A record number of apartments are getting built this year. That’s great news for real estate affordability.
In Sun Belt cities like Dallas, an influx of new apartment supply is coming to meet a surge in population.
2024 is the year of the apartment.
The US will see construction on a record number of apartments completed this year. The tally will be 518,108 rental units, up 9% from last year and 30% from 2022, according to a recent report from RentCafe.
Such an influx of supply will moderate rent-price increases that are already slowing, and experts say it will likely offer buyers some relief on home prices as well.
“Supply is good no matter what form it takes. Be it single family or multifamily, additional supply is very good and tends to moderate both home prices and rents,” Laurie Goodman, founder of the Housing Finance Policy Center at the Urban Institute, told B-17.

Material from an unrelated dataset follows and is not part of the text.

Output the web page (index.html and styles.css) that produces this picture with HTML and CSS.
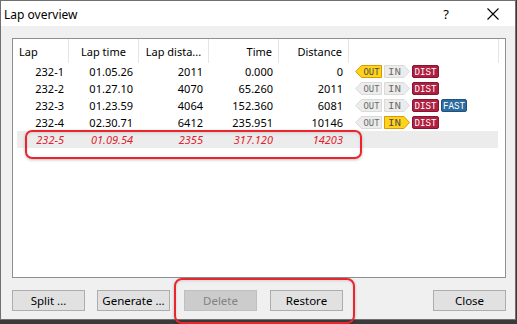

It’s a classic supply-and-demand equation: The more apartments are available, the less rent can be charged. That, in turn, increases the relative appeal of apartments, which can come at the expense of homebuying and push housing prices lower.
“People look at continuing to rent versus buying, and say, ‘Well, wait a second. Renting is awfully attractive. I’m going to hold off on that purchase,’ which softens demand on the purchase side,” Goodman said.
America’s apartment hotspots
The record apartment supply in 2024 is being driven to an outsize degree by the Sun Belt region, where metros like Dallas and Austin saw a huge population influx in the last few years.
Adding to the appeal is the fact that it’s easier to build and get permits in the Sun Belt, relative to more densely populated places like New York, said Chen Zhao, who heads the economics team at Redfin.
Dallas and Austin in particular are seeing record apartment supply amid increased demand, ranking second and third for new-apartment construction this year, trailing only New York. Combined, the two metros make up 10% of new apartments coming to market nationwide.
They’re now seeing rent prices fall, or at least remain stagnant as the rest of the nation lags behind. In Austin, the median rent price fell 8.4% year-over-year this month, according to Zillow data.
Temporary relief
But the lower prices won’t last for long. Zhao says that as builders saw the surge in construction in places like the Sun Belt region, they realized prices were on an unsustainable ascent, so they pulled back on new permits and construction starts.
That means the market will eventually balance itself in the next few years, which will lead rent prices to once again rise, she said.
“There will be place-to-place, local variation, but nationally it’s probably going to stay pretty flat. But after that, you know, builders have really started to pull back, so you will see a lot less supply coming on the market, and you will see more pressure on rent prices again,” Zhao said.
A Harvard study reiterates that point, and suggests tough economy in the future for multifamily development.
“Subdued rent growth will not last long,” the researchers wrote. “New construction starts are dropping rapidly, and financial conditions are increasingly impeding multifamily development projects.”